His bowels move in mysterious ways

It was one of those cute mother-son moments that you can only experience with a child still small enough to carry on your hip. I was parading Jake through the house pointing out different things to him. He was fresh from his bath and had that new-baby smell. I bounced him a little on my hip as I "beeped" the tune of La Bamba--come on, try it, it's fun. Instead of singing the lyrics--which no living human knows anyway--just sing "be be be beep be beep beep be be be beep beep" to the revoltingly cheerful tune of La Bamba. It may make you physically ill, but your baby will love it.

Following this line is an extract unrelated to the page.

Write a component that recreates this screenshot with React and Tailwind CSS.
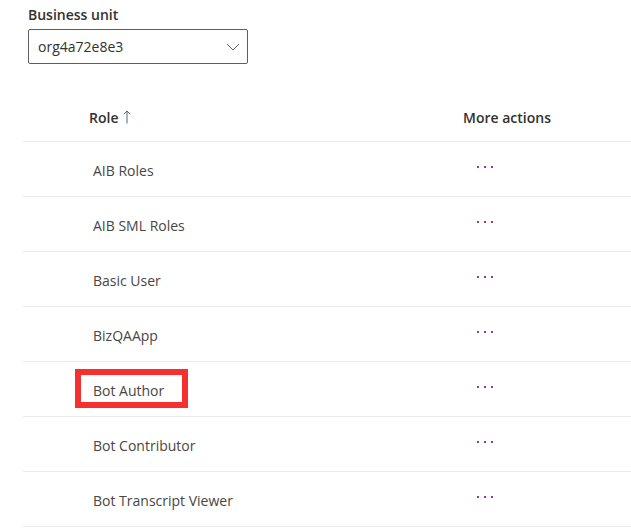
import React from 'react';

const roles = ['AIB Roles', 'AIB SML Roles', 'Basic User', 'BizQAApp', 'Bot Author', 'Bot Contributor', 'Bot Transcript Viewer'];

function Dots() {
  return (
    <div className="flex gap-[5px] items-center">
      <span className="w-[2px] h-[2px] bg-[#8a3a99]"></span>
      <span className="w-[2px] h-[2px] bg-[#8a3a99]"></span>
      <span className="w-[2px] h-[2px] bg-[#8a3a99]"></span>
    </div>
  );
}

export default function App() {
  return (
    <div className="w-[631px] h-[531px] overflow-hidden bg-white text-[#323130] font-['Open_Sans',sans-serif] text-[14px]">
      <div className="pl-[28px] pt-[5px]">
        <div className="font-semibold text-[14px] leading-[20px]">Business unit</div>
        <div className="mt-[4px] w-[220px] h-[35px] border border-[#605e5c] rounded-[2px] flex items-center justify-between pl-[9px] pr-[7px]">
          <span className="text-[14px]">org4a72e8e3</span>
          <svg width="14" height="8" viewBox="0 0 14 8" fill="none">
            <path d="M1 1l6 6 6-6" stroke="#605e5c" strokeWidth="1" />
          </svg>
        </div>
      </div>
      <div className="ml-[23px] mt-[32px]">
        <div className="h-[46px] pb-[3px] border-b border-[#edebe9] flex items-center font-semibold text-[14px]">
          <div className="w-[440px] pl-[66px] flex items-center gap-[5px]">
            <span>Role</span>
            <svg width="8" height="14" viewBox="0 0 8 14" fill="none">
              <path d="M4 13.5V1M0.8 4.2L4 1l3.2 3.2" stroke="#4a6b80" strokeWidth="1" />
            </svg>
          </div>
          <div>More actions</div>
        </div>
        {roles.map((r) => (
          <div key={r} className="h-[55px] border-b border-[#edebe9] flex items-center">
            <div className="w-[440px] pl-[70px] pt-[3px]">
              <span className="relative text-[#484644]">
                {r}
                {r === 'Bot Author' && (
                  <span className="absolute left-[-18px] top-[-12px] w-[113px] h-[39px] border-[6px] border-[#f5302e]"></span>
                )}
              </span>
            </div>
            <div className="pl-[14px] pb-[4px]">
              <Dots />
            </div>
          </div>
        ))}
      </div>
    </div>
  );
}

Jake was laughing and trying to grab at each thing we passed. We be-beeped into the kitchen, where I took a glass from the cabinet and was in the process of filling it with water from the refrigerator door water dispenser when I shifted Jake a bit on my hip to get a better grip on him. "Hmmm," I thought. "That's strange." My arm, the one supporting Jake's back, felt wet. How could that be? Any time a baby is found to be wet, it's a good bet that he's peed himself--but pee has a tendency to present itself on the baby's front, not on his back. That's when I was hit in the nose by a rolling wave of mystery-solving stench.

I hastily set down my water glass and took a gander at my son's back. What I found there cannot be described...but lucky for you, I'm handy with a digital camera. I galloped to the changing table and plopped my filthy progeny on the floor so that I could prep the area for the hell I was about to unleash upon removal of the diaper. Here's what the shameless little Pig Pen looked like.

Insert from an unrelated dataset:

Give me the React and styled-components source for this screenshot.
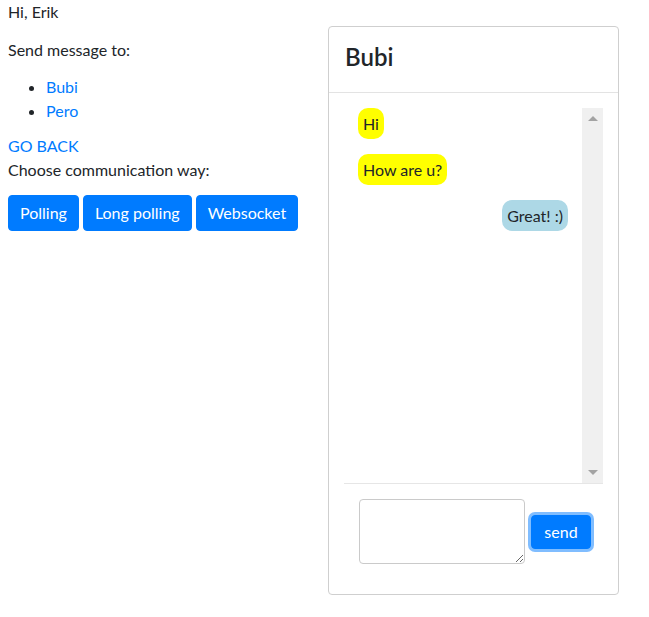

How did he manage this? This is not the first time he has defied gravity and crapped upward, but each time it happens, I question the laws of the universe. To answer the most obvious question, no, I certainly did not hang him upside down from a shower curtain rod, nor did I tip his crib at an incline and put him to sleep head-down. In my house, we have a strict "upright baby" policy which dictates that we strive to keep him head-up and feet down, unless he's laying down. In that case, we tend to keep him level, with his head at approximately the same height as his feet. That's just the way we roll. At the time of The Incident, hereinafter referred to as The Crap Carnival, Jake was, in fact, standing upright in his Exersaucer, watching cartoons and blithely gnawing on a plastic fish. He looked quite normal, even innocent, and gave no hint that he was even then performing a modern-day miracle and crapping skyward.

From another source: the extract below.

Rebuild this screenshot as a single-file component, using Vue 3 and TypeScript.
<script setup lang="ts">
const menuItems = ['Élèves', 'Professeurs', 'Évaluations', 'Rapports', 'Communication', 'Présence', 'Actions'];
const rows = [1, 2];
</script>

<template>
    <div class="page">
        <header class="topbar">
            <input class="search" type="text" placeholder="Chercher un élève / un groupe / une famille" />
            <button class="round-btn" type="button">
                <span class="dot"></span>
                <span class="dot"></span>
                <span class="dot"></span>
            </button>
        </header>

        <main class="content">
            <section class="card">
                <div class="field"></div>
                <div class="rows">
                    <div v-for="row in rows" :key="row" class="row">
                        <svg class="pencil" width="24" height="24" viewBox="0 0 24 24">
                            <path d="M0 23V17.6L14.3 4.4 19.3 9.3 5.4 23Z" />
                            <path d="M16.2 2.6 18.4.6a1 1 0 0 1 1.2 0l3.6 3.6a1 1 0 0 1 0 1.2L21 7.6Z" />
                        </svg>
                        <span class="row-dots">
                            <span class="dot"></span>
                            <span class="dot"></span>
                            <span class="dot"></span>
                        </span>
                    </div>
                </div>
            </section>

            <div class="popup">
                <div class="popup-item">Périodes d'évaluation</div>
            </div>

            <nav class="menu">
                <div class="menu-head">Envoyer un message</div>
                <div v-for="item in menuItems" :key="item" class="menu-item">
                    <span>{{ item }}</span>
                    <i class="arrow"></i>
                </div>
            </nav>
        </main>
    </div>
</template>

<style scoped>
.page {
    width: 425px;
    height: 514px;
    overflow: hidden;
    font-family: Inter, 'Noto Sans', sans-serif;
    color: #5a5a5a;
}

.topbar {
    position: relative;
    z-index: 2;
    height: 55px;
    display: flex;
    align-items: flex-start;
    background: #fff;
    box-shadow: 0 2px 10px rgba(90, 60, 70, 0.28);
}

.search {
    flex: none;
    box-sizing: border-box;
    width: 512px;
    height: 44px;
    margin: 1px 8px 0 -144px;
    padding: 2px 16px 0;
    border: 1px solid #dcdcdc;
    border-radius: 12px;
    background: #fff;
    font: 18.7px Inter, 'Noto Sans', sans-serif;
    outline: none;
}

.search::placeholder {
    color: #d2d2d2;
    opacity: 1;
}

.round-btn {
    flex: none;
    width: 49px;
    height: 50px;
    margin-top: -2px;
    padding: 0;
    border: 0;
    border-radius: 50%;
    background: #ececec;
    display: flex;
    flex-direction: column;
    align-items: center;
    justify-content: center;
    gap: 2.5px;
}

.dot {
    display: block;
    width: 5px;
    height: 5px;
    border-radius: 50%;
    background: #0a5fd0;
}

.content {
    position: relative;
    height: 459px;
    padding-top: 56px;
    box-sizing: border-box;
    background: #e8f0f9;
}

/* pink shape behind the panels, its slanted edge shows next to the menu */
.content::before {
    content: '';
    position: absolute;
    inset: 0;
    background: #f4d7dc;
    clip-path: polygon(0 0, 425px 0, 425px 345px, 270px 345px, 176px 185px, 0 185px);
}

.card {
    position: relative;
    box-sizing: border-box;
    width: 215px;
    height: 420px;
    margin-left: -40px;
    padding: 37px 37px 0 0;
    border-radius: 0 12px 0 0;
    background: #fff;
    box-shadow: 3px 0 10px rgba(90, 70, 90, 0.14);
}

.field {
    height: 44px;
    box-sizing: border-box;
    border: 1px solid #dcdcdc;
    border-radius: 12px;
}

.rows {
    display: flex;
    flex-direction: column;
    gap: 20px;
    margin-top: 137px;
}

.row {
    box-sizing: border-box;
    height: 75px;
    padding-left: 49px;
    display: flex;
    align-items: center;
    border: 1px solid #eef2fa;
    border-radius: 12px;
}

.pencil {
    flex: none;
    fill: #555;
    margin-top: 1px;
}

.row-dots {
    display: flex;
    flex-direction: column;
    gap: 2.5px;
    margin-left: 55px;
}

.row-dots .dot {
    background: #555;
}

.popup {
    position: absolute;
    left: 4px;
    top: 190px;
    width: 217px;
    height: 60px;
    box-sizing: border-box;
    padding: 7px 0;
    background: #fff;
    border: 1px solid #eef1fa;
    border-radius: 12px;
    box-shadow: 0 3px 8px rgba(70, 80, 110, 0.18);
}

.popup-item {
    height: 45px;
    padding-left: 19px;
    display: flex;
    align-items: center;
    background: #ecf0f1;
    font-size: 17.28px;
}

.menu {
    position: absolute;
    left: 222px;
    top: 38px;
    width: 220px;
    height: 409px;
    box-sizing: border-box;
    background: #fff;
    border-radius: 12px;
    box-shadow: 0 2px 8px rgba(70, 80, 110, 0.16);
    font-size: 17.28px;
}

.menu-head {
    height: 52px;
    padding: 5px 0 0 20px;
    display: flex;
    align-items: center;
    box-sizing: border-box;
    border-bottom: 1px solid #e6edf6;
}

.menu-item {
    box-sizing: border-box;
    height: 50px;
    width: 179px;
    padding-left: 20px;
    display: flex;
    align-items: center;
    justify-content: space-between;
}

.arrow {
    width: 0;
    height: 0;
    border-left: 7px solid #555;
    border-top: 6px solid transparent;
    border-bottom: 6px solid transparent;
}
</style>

If you're foolish enough to be asking yourself why I set the putrid little fellow on the floor instead of just putting him directly on the changing table, then you don't have an accurate idea of what I was contending with. While my changing table was no doubt specifically designed to handle a certain amount of poo, it was simply no match for the scene I knew was awaiting me in and around the general vicinity of that diaper. What I needed was one of those power hoses they use at the zoo to bathe the elephants, but I was forced to make do with the inadequate tools I had at my disposal. I deposited Filthy McBaby on the floor while I grabbed a towel to cover the changing table with, as well as several hundred baby wipes and a clean diaper. In hindsight, I should have taken a few quick swigs from a bottle of Wild Turkey as well, but that's a lesson learned. I'll spare you the details of the scene that unfolded next, but suffice it to say that I'm currently undergoing treatment for Post Traumatic Stress Disorder. At the end of a grueling, protracted struggle, I came out the victor, having finally restored my son's derriere--and his back--to their formerly pristine condition. Here's proof that beneath the thick coating of feces, an actual human child existed:

In a completely unrelated matter, I have a onsie (size large), a pair of navy blue infant sweat pants (size 9-12 months), and a large green bath towel that I will generously give for free to anyone who wants them.